#### Entries provided
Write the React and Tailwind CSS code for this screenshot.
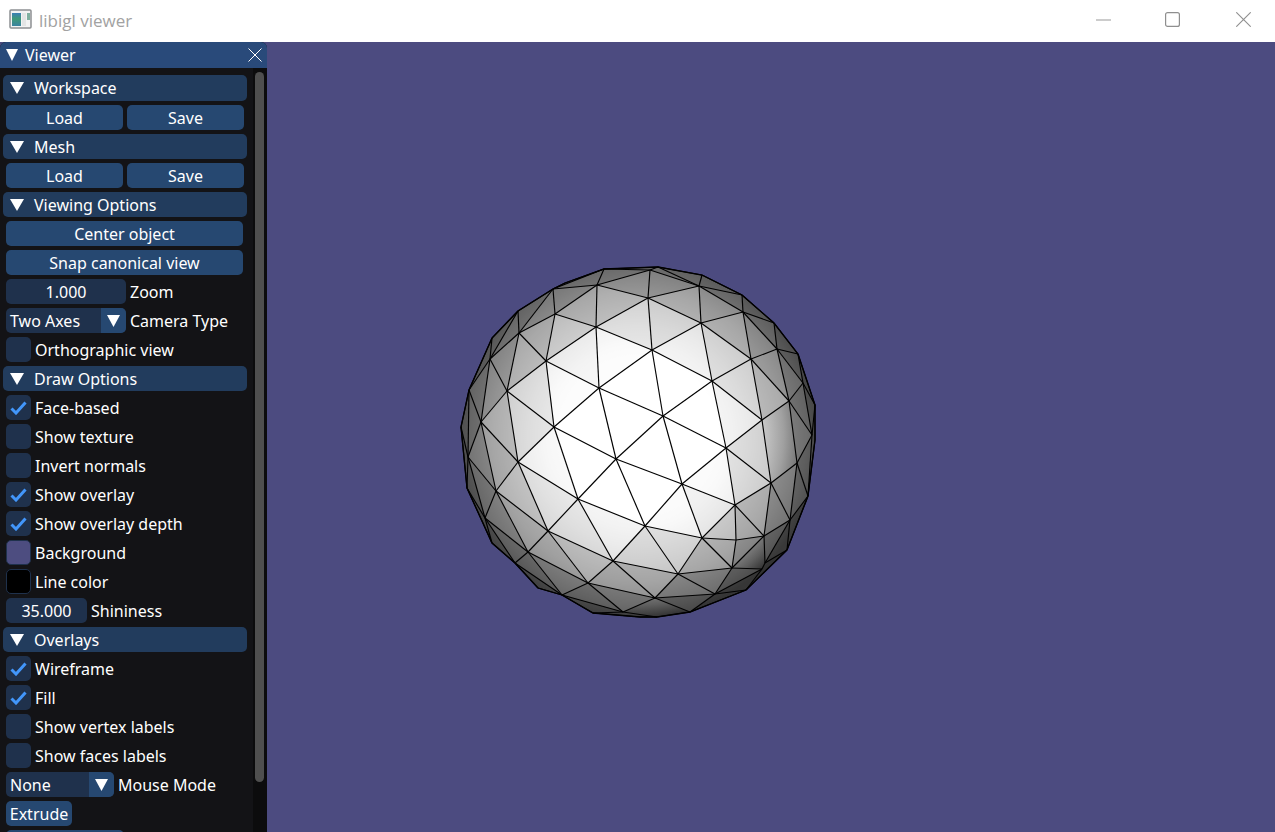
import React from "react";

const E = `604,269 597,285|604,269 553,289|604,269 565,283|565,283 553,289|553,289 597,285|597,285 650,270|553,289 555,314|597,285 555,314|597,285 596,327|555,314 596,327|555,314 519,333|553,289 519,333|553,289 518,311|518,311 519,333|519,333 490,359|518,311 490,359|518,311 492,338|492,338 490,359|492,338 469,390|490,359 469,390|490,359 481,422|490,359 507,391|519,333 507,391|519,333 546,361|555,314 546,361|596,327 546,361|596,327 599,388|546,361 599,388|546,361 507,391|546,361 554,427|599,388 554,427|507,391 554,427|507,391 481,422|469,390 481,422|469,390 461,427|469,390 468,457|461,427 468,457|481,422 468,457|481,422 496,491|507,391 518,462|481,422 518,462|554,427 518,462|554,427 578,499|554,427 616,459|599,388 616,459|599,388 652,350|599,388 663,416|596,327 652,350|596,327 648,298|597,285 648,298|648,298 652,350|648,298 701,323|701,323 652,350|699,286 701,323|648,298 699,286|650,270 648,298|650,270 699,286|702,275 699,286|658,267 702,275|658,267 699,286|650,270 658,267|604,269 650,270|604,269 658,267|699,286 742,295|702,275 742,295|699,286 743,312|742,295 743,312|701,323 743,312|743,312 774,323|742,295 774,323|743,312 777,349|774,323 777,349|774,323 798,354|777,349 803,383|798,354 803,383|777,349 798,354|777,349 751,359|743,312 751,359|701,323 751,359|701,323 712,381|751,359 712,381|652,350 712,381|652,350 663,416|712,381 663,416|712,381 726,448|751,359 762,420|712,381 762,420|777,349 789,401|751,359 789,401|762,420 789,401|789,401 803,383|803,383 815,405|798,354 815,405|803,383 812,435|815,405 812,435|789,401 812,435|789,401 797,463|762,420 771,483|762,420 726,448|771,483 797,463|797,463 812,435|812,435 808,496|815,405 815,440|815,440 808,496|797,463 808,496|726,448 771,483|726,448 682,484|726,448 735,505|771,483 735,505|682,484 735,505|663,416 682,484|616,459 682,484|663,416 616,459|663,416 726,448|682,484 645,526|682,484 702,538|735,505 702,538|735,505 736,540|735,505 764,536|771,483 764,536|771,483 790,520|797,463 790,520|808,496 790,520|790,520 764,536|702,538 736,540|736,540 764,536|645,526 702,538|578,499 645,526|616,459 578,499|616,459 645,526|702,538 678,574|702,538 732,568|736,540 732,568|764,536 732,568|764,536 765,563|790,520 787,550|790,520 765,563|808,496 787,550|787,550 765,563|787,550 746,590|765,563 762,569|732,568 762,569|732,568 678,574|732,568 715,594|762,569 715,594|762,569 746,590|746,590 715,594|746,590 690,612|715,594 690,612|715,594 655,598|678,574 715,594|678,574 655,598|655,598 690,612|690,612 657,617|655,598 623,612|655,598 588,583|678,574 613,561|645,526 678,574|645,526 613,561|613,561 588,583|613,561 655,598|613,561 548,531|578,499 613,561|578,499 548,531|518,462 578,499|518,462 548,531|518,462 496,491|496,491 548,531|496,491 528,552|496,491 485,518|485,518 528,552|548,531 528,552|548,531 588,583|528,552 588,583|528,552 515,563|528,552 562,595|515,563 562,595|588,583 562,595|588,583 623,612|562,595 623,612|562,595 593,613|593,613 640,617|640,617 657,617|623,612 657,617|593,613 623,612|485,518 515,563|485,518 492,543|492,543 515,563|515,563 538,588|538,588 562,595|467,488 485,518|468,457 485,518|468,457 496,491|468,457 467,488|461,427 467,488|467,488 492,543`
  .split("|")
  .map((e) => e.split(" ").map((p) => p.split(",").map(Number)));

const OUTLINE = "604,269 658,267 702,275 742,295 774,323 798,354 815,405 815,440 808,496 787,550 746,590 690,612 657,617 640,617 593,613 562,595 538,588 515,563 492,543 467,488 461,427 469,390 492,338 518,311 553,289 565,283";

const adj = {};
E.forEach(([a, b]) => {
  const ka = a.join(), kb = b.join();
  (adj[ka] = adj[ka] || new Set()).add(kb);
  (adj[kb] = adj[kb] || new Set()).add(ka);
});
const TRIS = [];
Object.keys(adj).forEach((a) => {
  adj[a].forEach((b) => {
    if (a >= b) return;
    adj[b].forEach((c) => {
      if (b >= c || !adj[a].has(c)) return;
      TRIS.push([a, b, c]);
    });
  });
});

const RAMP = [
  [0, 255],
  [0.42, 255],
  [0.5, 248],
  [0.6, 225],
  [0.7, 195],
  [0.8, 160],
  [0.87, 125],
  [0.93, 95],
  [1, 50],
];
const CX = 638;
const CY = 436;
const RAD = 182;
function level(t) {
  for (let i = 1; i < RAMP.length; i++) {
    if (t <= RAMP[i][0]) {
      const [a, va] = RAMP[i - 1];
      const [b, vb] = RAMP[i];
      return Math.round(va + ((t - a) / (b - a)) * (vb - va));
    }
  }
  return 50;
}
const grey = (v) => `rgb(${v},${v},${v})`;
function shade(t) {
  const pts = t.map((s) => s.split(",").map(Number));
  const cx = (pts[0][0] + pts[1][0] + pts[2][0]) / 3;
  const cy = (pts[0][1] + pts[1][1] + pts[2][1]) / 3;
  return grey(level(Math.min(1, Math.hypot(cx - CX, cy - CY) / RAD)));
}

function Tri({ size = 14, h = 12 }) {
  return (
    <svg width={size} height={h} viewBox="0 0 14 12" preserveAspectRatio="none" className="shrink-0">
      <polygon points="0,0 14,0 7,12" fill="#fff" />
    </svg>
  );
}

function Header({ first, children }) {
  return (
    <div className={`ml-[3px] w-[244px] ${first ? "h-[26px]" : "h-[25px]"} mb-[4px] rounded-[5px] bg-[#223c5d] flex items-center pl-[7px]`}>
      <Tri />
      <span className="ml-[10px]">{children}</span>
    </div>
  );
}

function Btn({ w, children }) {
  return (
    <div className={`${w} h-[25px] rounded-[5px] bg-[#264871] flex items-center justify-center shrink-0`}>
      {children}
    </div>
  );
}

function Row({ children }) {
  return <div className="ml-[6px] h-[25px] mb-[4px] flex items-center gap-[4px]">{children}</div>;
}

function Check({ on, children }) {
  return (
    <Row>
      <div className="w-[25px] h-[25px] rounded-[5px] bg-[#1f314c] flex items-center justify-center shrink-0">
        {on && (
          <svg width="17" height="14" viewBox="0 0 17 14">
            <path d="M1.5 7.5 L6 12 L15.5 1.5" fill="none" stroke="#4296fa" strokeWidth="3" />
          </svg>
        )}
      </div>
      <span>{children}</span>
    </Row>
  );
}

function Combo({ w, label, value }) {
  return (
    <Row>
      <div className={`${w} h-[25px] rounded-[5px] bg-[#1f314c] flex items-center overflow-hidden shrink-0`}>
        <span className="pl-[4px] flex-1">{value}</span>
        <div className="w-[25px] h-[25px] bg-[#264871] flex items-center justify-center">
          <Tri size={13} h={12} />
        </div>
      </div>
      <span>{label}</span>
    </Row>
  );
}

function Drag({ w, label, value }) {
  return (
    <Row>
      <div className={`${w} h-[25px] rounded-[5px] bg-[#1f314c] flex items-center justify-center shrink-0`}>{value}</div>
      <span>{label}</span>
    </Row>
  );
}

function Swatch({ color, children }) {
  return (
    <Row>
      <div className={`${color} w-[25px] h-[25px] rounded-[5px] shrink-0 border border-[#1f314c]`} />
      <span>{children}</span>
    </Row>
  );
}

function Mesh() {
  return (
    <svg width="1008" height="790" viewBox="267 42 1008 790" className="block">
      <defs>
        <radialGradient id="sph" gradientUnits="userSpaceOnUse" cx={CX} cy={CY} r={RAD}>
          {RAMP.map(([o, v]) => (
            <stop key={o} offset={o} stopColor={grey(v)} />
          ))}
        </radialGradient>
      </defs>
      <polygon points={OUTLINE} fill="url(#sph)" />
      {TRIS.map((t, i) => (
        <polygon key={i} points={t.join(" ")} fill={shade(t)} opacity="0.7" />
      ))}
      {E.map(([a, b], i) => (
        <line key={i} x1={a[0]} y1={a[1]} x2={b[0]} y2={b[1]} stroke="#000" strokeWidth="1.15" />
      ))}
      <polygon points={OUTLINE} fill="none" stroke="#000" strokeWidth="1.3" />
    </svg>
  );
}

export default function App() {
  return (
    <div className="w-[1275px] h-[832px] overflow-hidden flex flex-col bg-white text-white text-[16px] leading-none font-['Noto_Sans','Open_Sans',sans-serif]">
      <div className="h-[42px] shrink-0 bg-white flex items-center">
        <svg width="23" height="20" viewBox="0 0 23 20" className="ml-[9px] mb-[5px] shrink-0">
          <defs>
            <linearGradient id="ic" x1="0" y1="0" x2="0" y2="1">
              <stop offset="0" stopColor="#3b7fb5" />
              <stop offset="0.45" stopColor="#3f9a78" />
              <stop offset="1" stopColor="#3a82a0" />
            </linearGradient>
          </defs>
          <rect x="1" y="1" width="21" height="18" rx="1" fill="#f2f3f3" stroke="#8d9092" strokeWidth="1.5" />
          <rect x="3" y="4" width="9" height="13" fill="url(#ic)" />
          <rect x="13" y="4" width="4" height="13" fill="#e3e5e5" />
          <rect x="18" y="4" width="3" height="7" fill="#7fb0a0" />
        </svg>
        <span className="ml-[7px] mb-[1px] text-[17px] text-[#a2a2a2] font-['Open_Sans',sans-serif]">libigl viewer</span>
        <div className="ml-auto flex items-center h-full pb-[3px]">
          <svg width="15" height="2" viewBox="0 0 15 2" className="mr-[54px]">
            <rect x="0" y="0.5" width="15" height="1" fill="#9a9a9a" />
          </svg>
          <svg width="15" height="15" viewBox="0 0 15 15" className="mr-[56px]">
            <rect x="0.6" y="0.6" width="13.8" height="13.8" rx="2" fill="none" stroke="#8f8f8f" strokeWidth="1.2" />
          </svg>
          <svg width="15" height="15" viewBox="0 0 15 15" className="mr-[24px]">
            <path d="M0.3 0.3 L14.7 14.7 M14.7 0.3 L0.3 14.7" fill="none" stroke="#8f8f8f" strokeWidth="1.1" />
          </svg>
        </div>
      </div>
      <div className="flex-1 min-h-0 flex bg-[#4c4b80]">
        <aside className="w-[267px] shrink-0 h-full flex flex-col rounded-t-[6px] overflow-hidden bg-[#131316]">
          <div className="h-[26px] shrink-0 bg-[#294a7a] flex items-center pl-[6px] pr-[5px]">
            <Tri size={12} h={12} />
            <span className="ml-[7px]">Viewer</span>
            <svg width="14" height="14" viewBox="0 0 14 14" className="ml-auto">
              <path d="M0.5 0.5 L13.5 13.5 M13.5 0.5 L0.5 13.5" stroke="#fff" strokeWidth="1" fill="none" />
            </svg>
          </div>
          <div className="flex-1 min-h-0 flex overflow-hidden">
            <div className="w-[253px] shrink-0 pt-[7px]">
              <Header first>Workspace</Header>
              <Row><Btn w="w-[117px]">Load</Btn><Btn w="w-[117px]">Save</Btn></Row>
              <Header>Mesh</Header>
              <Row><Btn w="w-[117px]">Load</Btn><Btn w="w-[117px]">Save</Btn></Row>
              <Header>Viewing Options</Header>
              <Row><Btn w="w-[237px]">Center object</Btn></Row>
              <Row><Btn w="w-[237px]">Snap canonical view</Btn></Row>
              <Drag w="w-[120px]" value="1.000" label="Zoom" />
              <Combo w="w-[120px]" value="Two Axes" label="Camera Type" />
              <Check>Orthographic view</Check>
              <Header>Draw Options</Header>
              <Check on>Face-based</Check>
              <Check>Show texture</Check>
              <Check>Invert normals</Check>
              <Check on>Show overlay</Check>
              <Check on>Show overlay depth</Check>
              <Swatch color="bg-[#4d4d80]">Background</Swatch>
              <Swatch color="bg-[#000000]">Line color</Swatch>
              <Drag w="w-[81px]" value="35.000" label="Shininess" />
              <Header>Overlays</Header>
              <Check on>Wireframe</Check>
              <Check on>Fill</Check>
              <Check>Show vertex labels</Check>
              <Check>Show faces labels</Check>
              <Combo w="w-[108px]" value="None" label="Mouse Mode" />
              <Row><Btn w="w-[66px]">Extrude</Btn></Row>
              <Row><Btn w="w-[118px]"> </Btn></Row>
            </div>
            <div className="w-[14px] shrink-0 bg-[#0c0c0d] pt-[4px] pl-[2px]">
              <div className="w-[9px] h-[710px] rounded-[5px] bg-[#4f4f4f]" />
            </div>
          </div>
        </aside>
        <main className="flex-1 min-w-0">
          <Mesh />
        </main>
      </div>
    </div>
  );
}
* * *
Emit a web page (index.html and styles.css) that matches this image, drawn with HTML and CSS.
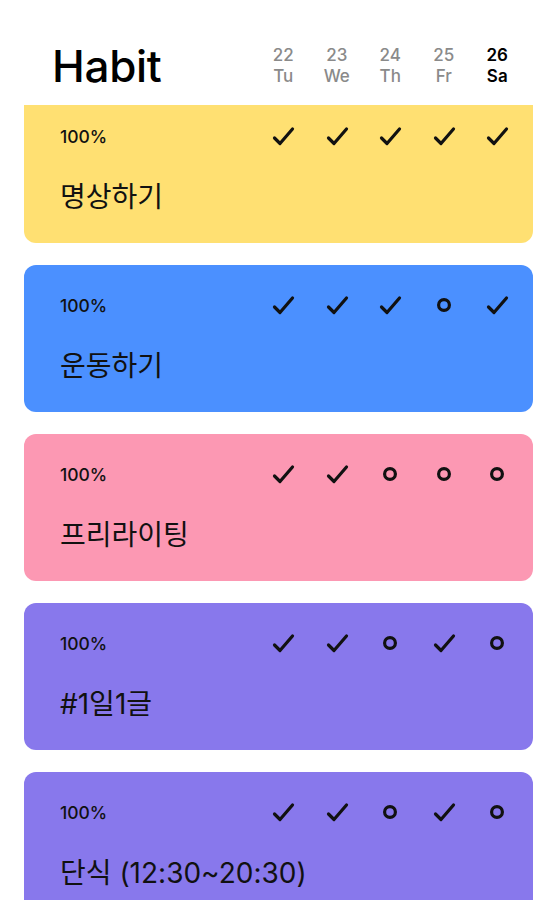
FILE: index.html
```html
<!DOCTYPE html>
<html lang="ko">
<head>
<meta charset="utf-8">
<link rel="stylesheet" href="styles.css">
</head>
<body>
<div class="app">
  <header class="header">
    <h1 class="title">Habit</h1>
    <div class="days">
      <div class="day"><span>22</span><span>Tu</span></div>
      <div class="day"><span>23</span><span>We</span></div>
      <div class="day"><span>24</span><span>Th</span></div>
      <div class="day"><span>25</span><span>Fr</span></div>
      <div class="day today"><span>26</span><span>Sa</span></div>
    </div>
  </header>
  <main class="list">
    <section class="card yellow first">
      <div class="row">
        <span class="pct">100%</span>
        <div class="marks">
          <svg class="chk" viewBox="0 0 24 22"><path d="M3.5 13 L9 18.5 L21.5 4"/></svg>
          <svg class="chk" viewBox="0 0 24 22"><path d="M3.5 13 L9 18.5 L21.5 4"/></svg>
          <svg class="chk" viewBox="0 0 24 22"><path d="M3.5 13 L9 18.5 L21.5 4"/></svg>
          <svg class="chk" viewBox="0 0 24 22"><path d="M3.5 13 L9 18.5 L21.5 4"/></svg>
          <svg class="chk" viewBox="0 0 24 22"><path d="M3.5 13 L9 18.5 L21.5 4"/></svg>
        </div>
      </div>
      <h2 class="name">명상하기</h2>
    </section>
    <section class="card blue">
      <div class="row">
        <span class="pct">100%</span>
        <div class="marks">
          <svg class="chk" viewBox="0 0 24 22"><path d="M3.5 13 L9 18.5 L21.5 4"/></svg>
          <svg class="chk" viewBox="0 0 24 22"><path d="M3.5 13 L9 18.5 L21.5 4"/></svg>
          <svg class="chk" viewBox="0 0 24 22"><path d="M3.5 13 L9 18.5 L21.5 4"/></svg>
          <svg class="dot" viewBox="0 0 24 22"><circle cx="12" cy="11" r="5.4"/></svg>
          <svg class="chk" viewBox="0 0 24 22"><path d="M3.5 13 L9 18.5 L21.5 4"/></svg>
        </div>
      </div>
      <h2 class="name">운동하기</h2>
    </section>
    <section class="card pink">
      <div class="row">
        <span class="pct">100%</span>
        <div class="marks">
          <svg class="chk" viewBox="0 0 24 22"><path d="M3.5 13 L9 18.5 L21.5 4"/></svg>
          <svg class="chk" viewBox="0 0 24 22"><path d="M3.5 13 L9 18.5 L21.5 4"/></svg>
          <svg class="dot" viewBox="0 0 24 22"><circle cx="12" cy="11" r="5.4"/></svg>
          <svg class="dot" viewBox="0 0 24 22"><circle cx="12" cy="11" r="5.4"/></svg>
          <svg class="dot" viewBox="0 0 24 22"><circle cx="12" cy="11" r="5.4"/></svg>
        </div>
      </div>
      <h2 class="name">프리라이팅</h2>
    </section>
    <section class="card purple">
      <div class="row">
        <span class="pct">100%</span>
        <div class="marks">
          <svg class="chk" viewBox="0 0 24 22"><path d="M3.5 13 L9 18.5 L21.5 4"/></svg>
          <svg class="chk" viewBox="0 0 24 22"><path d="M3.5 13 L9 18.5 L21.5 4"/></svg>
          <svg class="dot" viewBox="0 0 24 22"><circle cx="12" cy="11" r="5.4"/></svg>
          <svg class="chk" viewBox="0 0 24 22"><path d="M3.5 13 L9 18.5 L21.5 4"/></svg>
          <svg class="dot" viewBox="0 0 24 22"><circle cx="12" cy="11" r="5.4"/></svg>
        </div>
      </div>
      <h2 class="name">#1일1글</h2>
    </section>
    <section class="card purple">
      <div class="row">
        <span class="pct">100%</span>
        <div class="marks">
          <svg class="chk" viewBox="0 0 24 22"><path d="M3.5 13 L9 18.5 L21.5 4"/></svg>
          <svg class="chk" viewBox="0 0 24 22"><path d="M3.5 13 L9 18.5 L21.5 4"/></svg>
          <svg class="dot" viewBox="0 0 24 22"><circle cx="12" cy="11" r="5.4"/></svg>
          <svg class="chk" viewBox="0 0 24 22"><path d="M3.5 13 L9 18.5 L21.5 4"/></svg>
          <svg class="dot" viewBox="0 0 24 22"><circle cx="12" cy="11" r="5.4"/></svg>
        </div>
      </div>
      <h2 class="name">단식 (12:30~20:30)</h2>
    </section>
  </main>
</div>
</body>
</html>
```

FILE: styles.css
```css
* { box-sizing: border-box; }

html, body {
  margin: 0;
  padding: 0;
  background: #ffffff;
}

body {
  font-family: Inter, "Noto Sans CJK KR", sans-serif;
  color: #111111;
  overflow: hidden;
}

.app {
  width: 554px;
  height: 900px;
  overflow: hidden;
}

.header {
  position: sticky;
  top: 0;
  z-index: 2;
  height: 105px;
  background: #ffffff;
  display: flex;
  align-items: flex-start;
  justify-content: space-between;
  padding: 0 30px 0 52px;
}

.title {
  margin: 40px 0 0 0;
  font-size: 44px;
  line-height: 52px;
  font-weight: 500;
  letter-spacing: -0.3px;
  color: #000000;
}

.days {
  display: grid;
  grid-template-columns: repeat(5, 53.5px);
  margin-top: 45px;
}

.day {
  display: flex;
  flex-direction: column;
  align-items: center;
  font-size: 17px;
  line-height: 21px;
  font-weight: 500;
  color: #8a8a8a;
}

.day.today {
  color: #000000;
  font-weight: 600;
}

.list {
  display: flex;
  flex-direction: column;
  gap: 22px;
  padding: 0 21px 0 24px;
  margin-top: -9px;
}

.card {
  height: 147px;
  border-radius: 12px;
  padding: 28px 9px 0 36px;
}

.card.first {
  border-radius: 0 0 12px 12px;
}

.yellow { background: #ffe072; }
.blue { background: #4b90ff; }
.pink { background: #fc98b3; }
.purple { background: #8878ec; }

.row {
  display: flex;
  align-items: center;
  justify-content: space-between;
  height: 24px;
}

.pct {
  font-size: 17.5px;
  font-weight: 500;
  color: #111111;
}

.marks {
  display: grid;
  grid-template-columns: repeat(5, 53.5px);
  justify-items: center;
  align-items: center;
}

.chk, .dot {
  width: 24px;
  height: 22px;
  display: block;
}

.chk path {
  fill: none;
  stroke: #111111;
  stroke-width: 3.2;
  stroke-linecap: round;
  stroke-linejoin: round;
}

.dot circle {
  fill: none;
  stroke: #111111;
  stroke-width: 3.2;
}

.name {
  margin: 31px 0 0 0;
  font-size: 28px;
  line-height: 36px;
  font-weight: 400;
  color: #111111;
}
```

#### The exercise
Only the lines starting at the line with "Write the React" and ending at the line with "import React from" should be printed again, exactly and with both ends kept; omit the pictures.

#### Solution
Write the React and Tailwind CSS code for this screenshot.
import React from "react";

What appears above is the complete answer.